Pour tous ceux qui suivent la politique française d’un bâillement persistant, le nom de Nadine Morano ne disait jusqu’à peu que très vaguement quelque chose… Quant à ceux qui n’appréhendent cette même politique française qu’à travers les Guignols de l’Infos sur Canal Plus, la chose était entendue : Nadine Morano ne pouvait pas exister telle qu’elle était caricaturée, ou à la limite, à Marseille, rayon « Il est pas frais mon poisson ? »…

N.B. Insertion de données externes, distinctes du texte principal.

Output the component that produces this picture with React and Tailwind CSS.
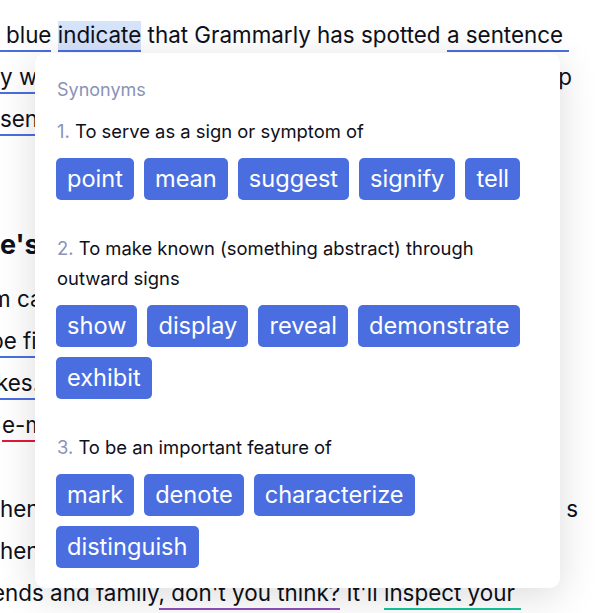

Et pourtant… Plus elle apparaît sous les feux de la rampe, plus l’ex-Ministre sarkozyste surprend : elle existe en chair et en os, quasi-telle que les Guignols la montrent… et comme ses collègues ou adversaires parlent d’elle : VSD.fr titrait ainsi un article, en février dernier, « Nadine Morano : La chauffarde de la République », rappelant que « les attaques dont la ministre est la cible sont souvent d’une violence peu habituelle, même en politique. Sophia Aram, humoriste en titre de France Inter, la trouve “vulgaire”, pour Brice Hortefeux elle est “Madame Sans-Gêne”, “la Castafiore” pour Fadela Amara, Jean-Jacques Bourdin ose “Vous dites des bêtises” »… On ne se retient guère avec celle qui fut à l’évidence l’incontestable « Madame Sans-Gêne » du quinquennat de Nicolas Sarkozy… et qui entend continuer à le rester, même après que son mentor ait quitté le devant de la scène.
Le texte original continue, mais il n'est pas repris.